■ What the task requires ■
Search the listing below for the string "React" and show each line that contains it.

■ Material ■
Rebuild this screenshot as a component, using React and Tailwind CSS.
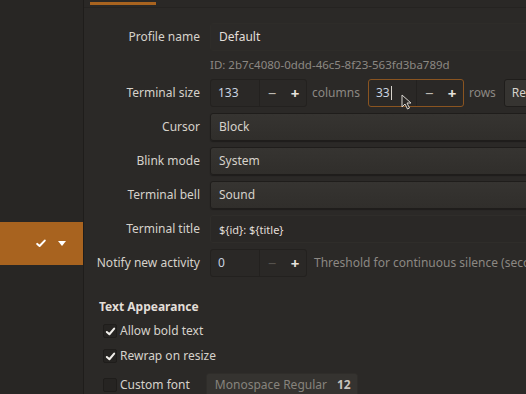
import React from 'react';

const Label = ({ children }) => (
  <div className="w-[101px] shrink-0 flex justify-end whitespace-nowrap text-[#d6d2cb]">{children}</div>
);

const Row = ({ label, children, className = '' }) => (
  <div className={`flex items-center gap-[10px] h-[28px] ${className}`}>
    <Label>{label}</Label>
    {children}
  </div>
);

const Spin = ({ value, focused, minusDim, cursor }) => (
  <div
    className={`flex items-center shrink-0 h-[28px] rounded-[3px] border bg-[#2a2826] ${
      focused ? 'w-[96px] border-[#8a5420]' : 'w-[97px] border-[#23211f]'
    }`}
  >
    <div className="flex items-center w-[49px] h-full pl-[7px] border-r border-[#23211f] text-[#c9d3e0]">
      {value}
      {cursor && <span className="inline-block w-[1px] h-[14px] bg-[#d6d2cb] ml-[1px]" />}
    </div>
    <div className={`w-[24px] text-center text-[15px] ${minusDim ? 'text-[#55524d]' : 'text-[#bdb9b2]'}`}>−</div>
    <div className="w-[22px] text-center text-[15px] font-bold text-[#e6e2dc]">+</div>
  </div>
);

const Combo = ({ children }) => (
  <div className="flex items-center shrink-0 h-[28px] w-[330px] pl-[8px] rounded-[3px] border border-[#1f1d1b] bg-gradient-to-b from-[#363431] to-[#302e2b] text-[#d6d2cb] shadow-[0_1px_1px_rgba(0,0,0,0.3)]">
    {children}
  </div>
);

const Check = ({ checked, label }) => (
  <div className="flex items-center gap-[3px] pl-[4px]">
    <div className="flex items-center justify-center w-[14px] h-[14px] rounded-[2px] border border-[#1f1d1b] bg-[#262422]">
      {checked && (
        <svg width="11" height="11" viewBox="0 0 12 12">
          <path d="M2 6.5 L4.8 9 L10 2.8" stroke="#f2f0ec" strokeWidth="2.2" fill="none" strokeLinecap="round" strokeLinejoin="round" />
        </svg>
      )}
    </div>
    <span className="text-[#d6d2cb]">{label}</span>
  </div>
);

export default function App() {
  return (
    <div
      className="w-[526px] h-[394px] overflow-hidden flex bg-[#2b2927] text-[12px] leading-none"
      style={{ fontFamily: '"Noto Sans", "Open Sans", sans-serif' }}
    >
      {/* sidebar */}
      <div className="w-[84px] shrink-0 flex flex-col border-r border-[#1f1d1b] bg-[#282624]">
        <div className="h-[222px]" />
        <div className="h-[43px] bg-[#a8631f] flex items-center justify-end gap-[12px] pr-[17px]">
          <svg width="10" height="9" viewBox="0 0 12 10">
            <path d="M1.5 5.5 L4.3 8 L10.5 1.5" stroke="#fff" strokeWidth="2.4" fill="none" strokeLinecap="round" strokeLinejoin="round" />
          </svg>
          <svg width="8" height="5" viewBox="0 0 8 5">
            <path d="M0 0 L8 0 L4 5 Z" fill="#fff" />
          </svg>
        </div>
      </div>

      {/* main */}
      <div className="flex-1 min-w-0 flex flex-col">
        <div className="h-[8px] shrink-0 border-b border-[#252321] bg-[#2a2826]">
          <div className="ml-[6px] mt-[2px] w-[66px] h-[3px] bg-[#a8631f]" />
        </div>

        <div className="flex flex-col pl-[15px] pt-[15px]">
          <Row label="Profile name">
            <div className="flex items-center shrink-0 h-[28px] w-[330px] pl-[8px] rounded-[3px] border border-[#2e2c29] bg-[#2c2a28] text-[#e2ded8]">
              Default
            </div>
          </Row>
          <div className="h-[28px] flex items-center pl-[111px] text-[#8c8883] text-[11.5px]">
            ID: 2b7c4080-0ddd-46c5-8f23-563fd3ba789d
          </div>

          <Row label="Terminal size">
            <Spin value="133" />
            <span className="text-[#8c8883] ml-[-5px]">columns</span>
            <div className="relative ml-[-2px]">
              <Spin value="33" focused cursor />
              <svg className="absolute left-[33px] top-[15px]" width="11" height="16" viewBox="0 0 11 16">
                <path d="M1 1 L1 13 L4 10 L6.5 15 L8.5 14 L6 9 L10 9 Z" fill="#2a2826" stroke="#d8d4ce" strokeWidth="1" />
              </svg>
            </div>
            <span className="text-[#8c8883] ml-[-5px]">rows</span>
            <div className="flex items-center shrink-0 h-[28px] w-[40px] pl-[7px] ml-[-2px] rounded-[3px] border border-[#1f1d1b] bg-[#363431] text-[#d6d2cb]">
              Reset
            </div>
          </Row>

          <Row label="Cursor" className="mt-[6px]">
            <Combo>Block</Combo>
          </Row>
          <Row label="Blink mode" className="mt-[6px]">
            <Combo>System</Combo>
          </Row>
          <Row label="Terminal bell" className="mt-[6px]">
            <Combo>Sound</Combo>
          </Row>
          <Row label="Terminal title" className="mt-[6px]">
            <div className="flex items-center shrink-0 h-[28px] w-[330px] pl-[8px] rounded-[3px] border border-[#2f2d2a] bg-[#2a2826] text-[#e2ded8] text-[11px]">
              {'${id}: ${title}'}
            </div>
          </Row>
          <Row label="Notify new activity" className="mt-[6px]">
            <Spin value="0" minusDim />
            <span className="text-[#8c8883] ml-[-3px] whitespace-nowrap">
              Threshold for continuous silence (seconds)
            </span>
          </Row>

          <div className="mt-[24px] font-bold text-[#e2ded8]">Text Appearance</div>
          <div className="mt-[11px]">
            <Check checked label="Allow bold text" />
          </div>
          <div className="mt-[11px]">
            <Check checked label="Rewrap on resize" />
          </div>
          <div className="mt-[10px] flex items-center">
            <Check label="Custom font" />
            <div className="ml-[16px] flex items-center shrink-0 h-[24px] w-[152px] pl-[8px] rounded-[3px] border border-[#2f2d2a] bg-[#353330]">
              <span className="text-[#87837d]">Monospace Regular</span>
              <span className="ml-[10px] text-[#c9c5be] font-bold">12</span>
            </div>
          </div>
        </div>
      </div>
    </div>
  );
}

■ Solved exercise ■
Rebuild this screenshot as a component, using React and Tailwind CSS.
import React from 'react';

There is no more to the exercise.